_DATASET EXTRACT_
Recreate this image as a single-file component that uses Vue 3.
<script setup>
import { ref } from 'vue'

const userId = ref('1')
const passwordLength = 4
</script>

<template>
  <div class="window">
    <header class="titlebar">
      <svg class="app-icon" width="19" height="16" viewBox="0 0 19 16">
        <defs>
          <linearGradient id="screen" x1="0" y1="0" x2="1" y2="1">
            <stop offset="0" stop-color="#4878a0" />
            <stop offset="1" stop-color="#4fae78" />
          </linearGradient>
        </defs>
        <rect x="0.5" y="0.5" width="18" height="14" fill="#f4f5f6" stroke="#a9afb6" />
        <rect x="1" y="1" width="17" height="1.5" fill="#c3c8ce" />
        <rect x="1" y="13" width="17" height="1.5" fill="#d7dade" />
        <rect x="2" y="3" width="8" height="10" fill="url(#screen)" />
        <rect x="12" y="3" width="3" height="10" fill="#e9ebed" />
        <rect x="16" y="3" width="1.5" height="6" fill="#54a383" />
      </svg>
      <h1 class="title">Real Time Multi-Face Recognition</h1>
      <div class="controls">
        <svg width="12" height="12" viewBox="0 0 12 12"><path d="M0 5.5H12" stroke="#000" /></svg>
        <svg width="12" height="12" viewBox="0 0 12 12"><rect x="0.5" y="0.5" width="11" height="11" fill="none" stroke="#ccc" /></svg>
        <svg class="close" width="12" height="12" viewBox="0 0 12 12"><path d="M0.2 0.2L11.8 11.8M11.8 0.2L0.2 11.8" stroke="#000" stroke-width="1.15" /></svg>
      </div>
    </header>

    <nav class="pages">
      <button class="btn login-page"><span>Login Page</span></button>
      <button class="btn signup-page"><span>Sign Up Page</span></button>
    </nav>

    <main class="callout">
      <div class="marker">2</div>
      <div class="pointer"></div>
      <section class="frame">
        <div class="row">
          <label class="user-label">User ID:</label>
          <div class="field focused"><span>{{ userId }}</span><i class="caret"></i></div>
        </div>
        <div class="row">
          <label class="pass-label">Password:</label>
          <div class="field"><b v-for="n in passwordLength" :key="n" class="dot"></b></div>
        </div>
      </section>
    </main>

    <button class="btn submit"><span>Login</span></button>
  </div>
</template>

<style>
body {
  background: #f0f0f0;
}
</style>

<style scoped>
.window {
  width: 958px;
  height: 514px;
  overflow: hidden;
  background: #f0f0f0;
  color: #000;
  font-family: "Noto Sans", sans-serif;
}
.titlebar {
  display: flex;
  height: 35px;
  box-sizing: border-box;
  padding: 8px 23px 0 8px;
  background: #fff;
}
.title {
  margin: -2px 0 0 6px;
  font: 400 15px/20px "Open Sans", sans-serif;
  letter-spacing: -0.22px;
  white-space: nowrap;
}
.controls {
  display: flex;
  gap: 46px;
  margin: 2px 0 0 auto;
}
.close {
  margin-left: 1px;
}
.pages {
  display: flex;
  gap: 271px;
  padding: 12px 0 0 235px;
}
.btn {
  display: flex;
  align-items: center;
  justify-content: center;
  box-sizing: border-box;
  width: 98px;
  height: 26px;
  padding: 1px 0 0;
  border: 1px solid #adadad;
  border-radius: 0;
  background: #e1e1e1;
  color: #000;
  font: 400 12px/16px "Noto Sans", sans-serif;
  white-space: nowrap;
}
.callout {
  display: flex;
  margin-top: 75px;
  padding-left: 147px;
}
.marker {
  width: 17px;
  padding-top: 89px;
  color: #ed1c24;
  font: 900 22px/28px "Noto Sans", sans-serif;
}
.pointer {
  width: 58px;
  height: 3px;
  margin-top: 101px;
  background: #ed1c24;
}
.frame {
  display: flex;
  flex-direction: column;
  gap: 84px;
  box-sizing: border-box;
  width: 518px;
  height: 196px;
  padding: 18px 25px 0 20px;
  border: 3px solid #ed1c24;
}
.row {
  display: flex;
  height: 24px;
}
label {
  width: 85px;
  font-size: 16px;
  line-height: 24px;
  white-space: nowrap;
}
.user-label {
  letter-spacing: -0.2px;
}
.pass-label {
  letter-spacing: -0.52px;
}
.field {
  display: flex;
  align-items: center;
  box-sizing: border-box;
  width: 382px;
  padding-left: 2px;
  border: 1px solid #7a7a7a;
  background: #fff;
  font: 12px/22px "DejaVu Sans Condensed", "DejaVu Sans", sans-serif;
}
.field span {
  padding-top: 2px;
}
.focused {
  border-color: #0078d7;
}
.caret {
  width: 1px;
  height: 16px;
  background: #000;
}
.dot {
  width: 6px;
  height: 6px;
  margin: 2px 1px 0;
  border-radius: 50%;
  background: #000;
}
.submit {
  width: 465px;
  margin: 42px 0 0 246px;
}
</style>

_INSTRUCTIONS FOR THE TASK_
Please repeat the listing exactly, with nothing left out.

_RESULT_
Recreate this image as a single-file component that uses Vue 3.
<script setup>
import { ref } from 'vue'

const userId = ref('1')
const passwordLength = 4
</script>

<template>
  <div class="window">
    <header class="titlebar">
      <svg class="app-icon" width="19" height="16" viewBox="0 0 19 16">
        <defs>
          <linearGradient id="screen" x1="0" y1="0" x2="1" y2="1">
            <stop offset="0" stop-color="#4878a0" />
            <stop offset="1" stop-color="#4fae78" />
          </linearGradient>
        </defs>
        <rect x="0.5" y="0.5" width="18" height="14" fill="#f4f5f6" stroke="#a9afb6" />
        <rect x="1" y="1" width="17" height="1.5" fill="#c3c8ce" />
        <rect x="1" y="13" width="17" height="1.5" fill="#d7dade" />
        <rect x="2" y="3" width="8" height="10" fill="url(#screen)" />
        <rect x="12" y="3" width="3" height="10" fill="#e9ebed" />
        <rect x="16" y="3" width="1.5" height="6" fill="#54a383" />
      </svg>
      <h1 class="title">Real Time Multi-Face Recognition</h1>
      <div class="controls">
        <svg width="12" height="12" viewBox="0 0 12 12"><path d="M0 5.5H12" stroke="#000" /></svg>
        <svg width="12" height="12" viewBox="0 0 12 12"><rect x="0.5" y="0.5" width="11" height="11" fill="none" stroke="#ccc" /></svg>
        <svg class="close" width="12" height="12" viewBox="0 0 12 12"><path d="M0.2 0.2L11.8 11.8M11.8 0.2L0.2 11.8" stroke="#000" stroke-width="1.15" /></svg>
      </div>
    </header>

    <nav class="pages">
      <button class="btn login-page"><span>Login Page</span></button>
      <button class="btn signup-page"><span>Sign Up Page</span></button>
    </nav>

    <main class="callout">
      <div class="marker">2</div>
      <div class="pointer"></div>
      <section class="frame">
        <div class="row">
          <label class="user-label">User ID:</label>
          <div class="field focused"><span>{{ userId }}</span><i class="caret"></i></div>
        </div>
        <div class="row">
          <label class="pass-label">Password:</label>
          <div class="field"><b v-for="n in passwordLength" :key="n" class="dot"></b></div>
        </div>
      </section>
    </main>

    <button class="btn submit"><span>Login</span></button>
  </div>
</template>

<style>
body {
  background: #f0f0f0;
}
</style>

<style scoped>
.window {
  width: 958px;
  height: 514px;
  overflow: hidden;
  background: #f0f0f0;
  color: #000;
  font-family: "Noto Sans", sans-serif;
}
.titlebar {
  display: flex;
  height: 35px;
  box-sizing: border-box;
  padding: 8px 23px 0 8px;
  background: #fff;
}
.title {
  margin: -2px 0 0 6px;
  font: 400 15px/20px "Open Sans", sans-serif;
  letter-spacing: -0.22px;
  white-space: nowrap;
}
.controls {
  display: flex;
  gap: 46px;
  margin: 2px 0 0 auto;
}
.close {
  margin-left: 1px;
}
.pages {
  display: flex;
  gap: 271px;
  padding: 12px 0 0 235px;
}
.btn {
  display: flex;
  align-items: center;
  justify-content: center;
  box-sizing: border-box;
  width: 98px;
  height: 26px;
  padding: 1px 0 0;
  border: 1px solid #adadad;
  border-radius: 0;
  background: #e1e1e1;
  color: #000;
  font: 400 12px/16px "Noto Sans", sans-serif;
  white-space: nowrap;
}
.callout {
  display: flex;
  margin-top: 75px;
  padding-left: 147px;
}
.marker {
  width: 17px;
  padding-top: 89px;
  color: #ed1c24;
  font: 900 22px/28px "Noto Sans", sans-serif;
}
.pointer {
  width: 58px;
  height: 3px;
  margin-top: 101px;
  background: #ed1c24;
}
.frame {
  display: flex;
  flex-direction: column;
  gap: 84px;
  box-sizing: border-box;
  width: 518px;
  height: 196px;
  padding: 18px 25px 0 20px;
  border: 3px solid #ed1c24;
}
.row {
  display: flex;
  height: 24px;
}
label {
  width: 85px;
  font-size: 16px;
  line-height: 24px;
  white-space: nowrap;
}
.user-label {
  letter-spacing: -0.2px;
}
.pass-label {
  letter-spacing: -0.52px;
}
.field {
  display: flex;
  align-items: center;
  box-sizing: border-box;
  width: 382px;
  padding-left: 2px;
  border: 1px solid #7a7a7a;
  background: #fff;
  font: 12px/22px "DejaVu Sans Condensed", "DejaVu Sans", sans-serif;
}
.field span {
  padding-top: 2px;
}
.focused {
  border-color: #0078d7;
}
.caret {
  width: 1px;
  height: 16px;
  background: #000;
}
.dot {
  width: 6px;
  height: 6px;
  margin: 2px 1px 0;
  border-radius: 50%;
  background: #000;
}
.submit {
  width: 465px;
  margin: 42px 0 0 246px;
}
</style>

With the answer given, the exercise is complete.